Is China’s policy on the export of rare earth metals misunderstood?
The rare earth issue has not been well understood in the public. I heard Ambassador Huntsman speak to this recently on a Charlie Rose interview, and I thought he handled it well. The public narrative isn’t quite right, but the fact is there is a rare earth shortage in the world and these are expensive products to produce, both in terms of money and in terms of environmental degradation.
China has given the United States a wake-up call. Much as we came to rely on the Chinese in the 1990s and, in a way, let go of our own productive capabilities because we could get it cheaper and faster from China, now there’s too big a demand for China to meet it. We need to reopen our facilities and that’s being done. Australian, Canadian, and other facilities need to be reopened as well to feed the world’s appetite for rare earths and all these new high-tech products.
How is Chinese nationalism influencing Beijing's actions abroad?
There’s an interesting debate going on in China about nationalism that isn’t yet reflected in the American media or even translated yet. Some very thoughtful people writing some very interesting articles about how China has let the anti-Tibetan feeling toward foreigners who protest about Tibet combine with pride over the Olympics, the Shanghai Exposition, and hosting the Asian Games. All of this triumphalism has sort of swelled up in China. And so now you have thoughtful Chinese now saying “this is getting out of hand, we’re getting too puffed up.”
There is also a legacy here. After the Tiananmen disaster in 1989, the Chinese embarked on a patriotic education campaign and kids who don’t remember 1989 do remember all those lessons they got about China’s humiliation at the hands of foreigners and how they should be more patriotic.

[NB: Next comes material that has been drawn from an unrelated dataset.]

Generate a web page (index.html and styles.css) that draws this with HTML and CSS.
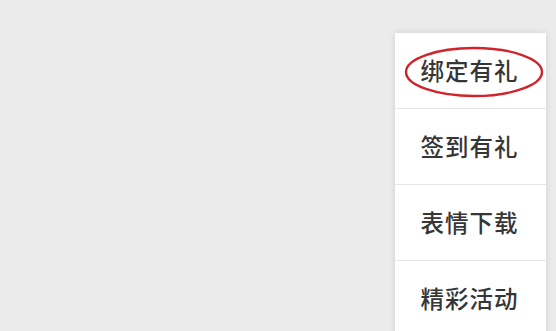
FILE: index.html
```html
<!DOCTYPE html>
<html lang="zh">
<head>
<meta charset="utf-8">
<link rel="stylesheet" href="styles.css">
</head>
<body>
<div class="screen">
  <div class="menu">
    <div class="item first">
      <span class="label">绑定有礼</span>
      <svg class="circle" width="140" height="52" viewBox="0 0 140 52"><ellipse cx="70" cy="26" rx="68" ry="24" fill="none" stroke="#d0232a" stroke-width="2.4"/></svg>
    </div>
    <div class="item"><span class="label">签到有礼</span></div>
    <div class="item"><span class="label">表情下载</span></div>
    <div class="item"><span class="label">精彩活动</span></div>
  </div>
</div>
</body>
</html>
```
FILE: styles.css
```css
html, body {
  margin: 0;
  padding: 0;
  background: #ebebeb;
  overflow: hidden;
}
.screen {
  width: 556px;
  height: 331px;
  display: flex;
  justify-content: flex-end;
  align-items: flex-start;
  padding-top: 33px;
  padding-right: 10px;
  box-sizing: border-box;
  overflow: hidden;
}
.menu {
  width: 151px;
  background: #ffffff;
  box-shadow: 0 0 6px rgba(0, 0, 0, 0.12);
  display: flex;
  flex-direction: column;
  flex-shrink: 0;
}
.item {
  position: relative;
  height: 75px;
  border-bottom: 1px solid #e6e6e6;
  display: flex;
  align-items: center;
  justify-content: center;
  padding-right: 2px;
  box-sizing: content-box;
}
.label {
  font-family: "Noto Sans CJK SC", "Noto Sans", sans-serif;
  font-size: 23.5px;
  font-weight: 500;
  color: #363636;
  letter-spacing: 1px;
  position: relative;
  top: -1px;
}
.circle {
  position: absolute;
  left: 9px;
  top: 13px;
}
```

And they’re now coming into adulthood, and so it’s to be expected that you see this kind of rise in China’s nationalism. The important question is now how do the leaders of China channel that energy?
What actions do both countries need to take to maintain and improve bilateral relations?

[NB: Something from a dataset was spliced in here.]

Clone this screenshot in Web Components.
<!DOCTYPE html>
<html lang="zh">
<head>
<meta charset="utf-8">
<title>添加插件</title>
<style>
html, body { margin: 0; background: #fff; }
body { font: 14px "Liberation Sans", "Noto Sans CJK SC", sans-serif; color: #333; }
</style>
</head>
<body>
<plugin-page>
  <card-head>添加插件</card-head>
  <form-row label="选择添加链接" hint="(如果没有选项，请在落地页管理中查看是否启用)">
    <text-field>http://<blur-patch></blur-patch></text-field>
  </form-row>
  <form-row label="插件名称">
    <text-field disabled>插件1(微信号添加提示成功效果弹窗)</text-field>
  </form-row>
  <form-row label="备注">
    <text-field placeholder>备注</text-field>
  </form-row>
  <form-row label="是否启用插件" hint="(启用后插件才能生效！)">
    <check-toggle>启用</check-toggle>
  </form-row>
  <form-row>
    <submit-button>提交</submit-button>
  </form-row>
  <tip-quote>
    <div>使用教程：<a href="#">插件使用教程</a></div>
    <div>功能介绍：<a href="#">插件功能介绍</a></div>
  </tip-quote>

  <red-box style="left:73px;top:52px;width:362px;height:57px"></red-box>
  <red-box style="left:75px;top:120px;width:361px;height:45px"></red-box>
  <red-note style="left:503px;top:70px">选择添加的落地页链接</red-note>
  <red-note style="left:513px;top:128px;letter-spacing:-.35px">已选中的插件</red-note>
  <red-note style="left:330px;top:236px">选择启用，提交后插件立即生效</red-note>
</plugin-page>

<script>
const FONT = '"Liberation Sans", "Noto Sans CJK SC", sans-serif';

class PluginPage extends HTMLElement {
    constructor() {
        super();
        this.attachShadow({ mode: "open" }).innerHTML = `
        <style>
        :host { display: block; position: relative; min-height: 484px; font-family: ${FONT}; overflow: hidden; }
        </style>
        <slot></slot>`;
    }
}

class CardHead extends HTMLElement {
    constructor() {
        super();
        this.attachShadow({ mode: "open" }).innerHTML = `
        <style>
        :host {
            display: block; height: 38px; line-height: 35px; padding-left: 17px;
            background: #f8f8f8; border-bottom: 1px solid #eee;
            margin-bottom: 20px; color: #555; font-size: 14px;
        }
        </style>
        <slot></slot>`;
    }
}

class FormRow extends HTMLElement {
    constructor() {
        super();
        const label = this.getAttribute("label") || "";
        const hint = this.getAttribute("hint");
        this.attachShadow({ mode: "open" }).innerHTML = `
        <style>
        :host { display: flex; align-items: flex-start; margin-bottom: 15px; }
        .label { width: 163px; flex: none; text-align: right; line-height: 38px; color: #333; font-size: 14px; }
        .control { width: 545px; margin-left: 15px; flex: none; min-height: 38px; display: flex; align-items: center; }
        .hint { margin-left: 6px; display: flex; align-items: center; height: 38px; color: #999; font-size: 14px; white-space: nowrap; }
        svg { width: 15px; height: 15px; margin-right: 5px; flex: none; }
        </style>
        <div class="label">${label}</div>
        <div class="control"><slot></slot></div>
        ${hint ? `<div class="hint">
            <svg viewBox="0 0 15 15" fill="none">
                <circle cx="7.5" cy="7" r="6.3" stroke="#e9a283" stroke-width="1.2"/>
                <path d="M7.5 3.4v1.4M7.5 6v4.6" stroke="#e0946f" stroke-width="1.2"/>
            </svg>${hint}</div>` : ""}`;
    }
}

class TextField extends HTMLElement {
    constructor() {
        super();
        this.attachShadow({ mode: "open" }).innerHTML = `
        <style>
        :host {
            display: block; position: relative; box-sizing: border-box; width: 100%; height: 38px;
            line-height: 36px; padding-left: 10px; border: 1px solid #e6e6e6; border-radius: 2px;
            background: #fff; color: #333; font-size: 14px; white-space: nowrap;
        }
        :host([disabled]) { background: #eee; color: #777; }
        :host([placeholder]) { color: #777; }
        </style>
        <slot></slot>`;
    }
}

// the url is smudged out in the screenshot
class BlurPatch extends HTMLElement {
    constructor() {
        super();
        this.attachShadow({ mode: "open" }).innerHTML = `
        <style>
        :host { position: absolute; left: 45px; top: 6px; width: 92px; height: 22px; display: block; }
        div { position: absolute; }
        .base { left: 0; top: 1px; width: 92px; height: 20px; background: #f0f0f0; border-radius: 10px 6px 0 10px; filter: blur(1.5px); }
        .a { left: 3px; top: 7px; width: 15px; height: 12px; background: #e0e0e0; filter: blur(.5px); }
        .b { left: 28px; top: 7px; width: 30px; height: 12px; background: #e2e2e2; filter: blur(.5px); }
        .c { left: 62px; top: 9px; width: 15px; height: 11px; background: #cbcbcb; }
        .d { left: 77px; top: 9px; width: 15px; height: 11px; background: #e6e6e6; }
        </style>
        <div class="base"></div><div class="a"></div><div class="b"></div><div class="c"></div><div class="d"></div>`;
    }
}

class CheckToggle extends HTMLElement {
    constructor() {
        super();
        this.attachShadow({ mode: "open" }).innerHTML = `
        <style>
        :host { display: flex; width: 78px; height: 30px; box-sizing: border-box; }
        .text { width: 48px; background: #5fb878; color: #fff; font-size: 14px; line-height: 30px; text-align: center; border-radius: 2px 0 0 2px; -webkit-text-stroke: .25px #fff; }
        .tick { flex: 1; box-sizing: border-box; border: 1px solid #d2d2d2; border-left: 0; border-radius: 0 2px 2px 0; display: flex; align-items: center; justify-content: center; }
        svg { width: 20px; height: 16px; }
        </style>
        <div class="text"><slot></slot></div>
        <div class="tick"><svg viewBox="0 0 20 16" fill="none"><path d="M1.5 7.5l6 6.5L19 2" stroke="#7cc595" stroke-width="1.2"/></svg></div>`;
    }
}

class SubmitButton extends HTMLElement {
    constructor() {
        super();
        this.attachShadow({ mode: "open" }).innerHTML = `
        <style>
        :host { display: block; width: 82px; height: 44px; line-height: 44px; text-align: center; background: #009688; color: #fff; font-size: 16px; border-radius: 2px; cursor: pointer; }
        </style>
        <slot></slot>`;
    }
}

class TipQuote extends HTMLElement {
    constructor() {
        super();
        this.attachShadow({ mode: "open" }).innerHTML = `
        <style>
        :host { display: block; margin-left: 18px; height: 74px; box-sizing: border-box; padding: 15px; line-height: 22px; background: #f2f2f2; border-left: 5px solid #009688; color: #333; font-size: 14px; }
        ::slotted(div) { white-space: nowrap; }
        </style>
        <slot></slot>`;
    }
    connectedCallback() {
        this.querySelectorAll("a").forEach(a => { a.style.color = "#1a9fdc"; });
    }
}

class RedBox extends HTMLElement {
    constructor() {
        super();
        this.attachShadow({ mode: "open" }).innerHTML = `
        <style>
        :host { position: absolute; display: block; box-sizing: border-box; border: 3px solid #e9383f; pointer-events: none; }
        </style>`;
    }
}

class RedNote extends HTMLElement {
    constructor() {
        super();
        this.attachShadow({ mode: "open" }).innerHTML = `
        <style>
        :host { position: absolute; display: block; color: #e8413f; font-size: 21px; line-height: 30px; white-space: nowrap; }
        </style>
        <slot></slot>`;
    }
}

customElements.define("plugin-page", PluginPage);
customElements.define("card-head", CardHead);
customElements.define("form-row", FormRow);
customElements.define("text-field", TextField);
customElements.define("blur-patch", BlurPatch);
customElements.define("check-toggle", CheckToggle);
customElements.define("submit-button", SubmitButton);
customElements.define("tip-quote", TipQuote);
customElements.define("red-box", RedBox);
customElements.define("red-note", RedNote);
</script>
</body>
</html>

In government you look for action-forcing events. Bureaucracies don’t do things until they’re catalyzed to do so, and one of the best ways to move a bureaucracy, in either China or the United States, is to have leaders engaged in meeting with other leaders and wanting to come back with something to show for the meeting.
One alternative is to come back and say, “I sure showed them how tough I was.” But that’s not the prevailing mood and that would lead us in the wrong direction. So I think we’ll see a regular series of high-level visits between the two countries. That will do a lot to get the bureaucracies to grind toward outcomes that are more positive for each side’s interests.

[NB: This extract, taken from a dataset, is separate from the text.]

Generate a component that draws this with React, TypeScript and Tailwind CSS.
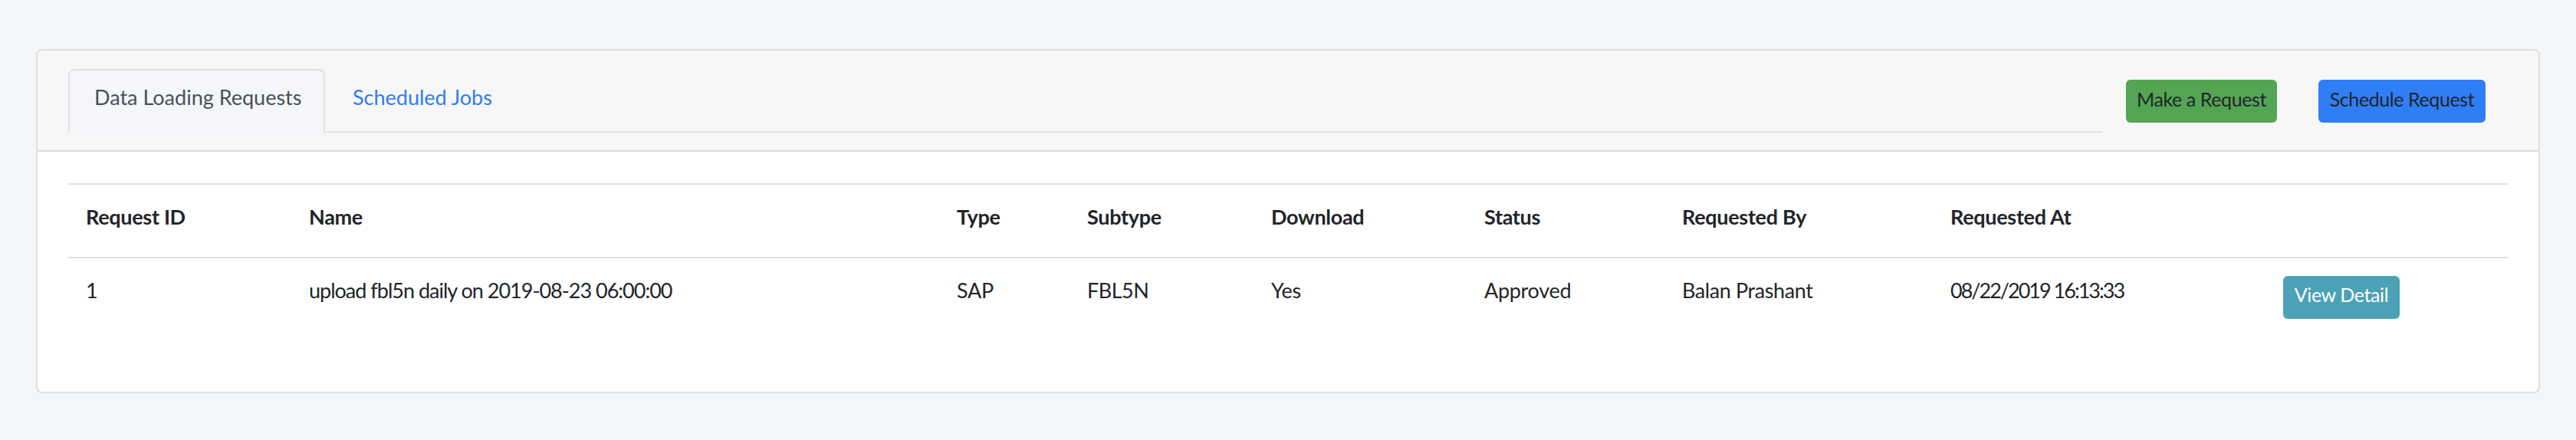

China wants more technology transfer from the United States; it wants to be able to invest more in the United States. And the United States wants to have better market access in China, fewer technological constraints on our firms, and less loss in intellectual property. Some progress was made on that with the Joint Commission on Commerce and Trade, which was more productive this time than ever before. This was undoubtedly because it came just before the summit and nobody wanted to have an unproductive Joint Commission on Commerce and Trade. So the idea is to get momentum going in the relationship through action-forcing events. There are also some big events coming up with the G20 meeting in France between the leaders, and they’ll meet again when the United States hosts the Asia-Pacific Economic Cooperation Forum, notionally in Hawaii in November, with a whole gaggle of leaders from around the world coming together and trying to get the free trade agenda moving.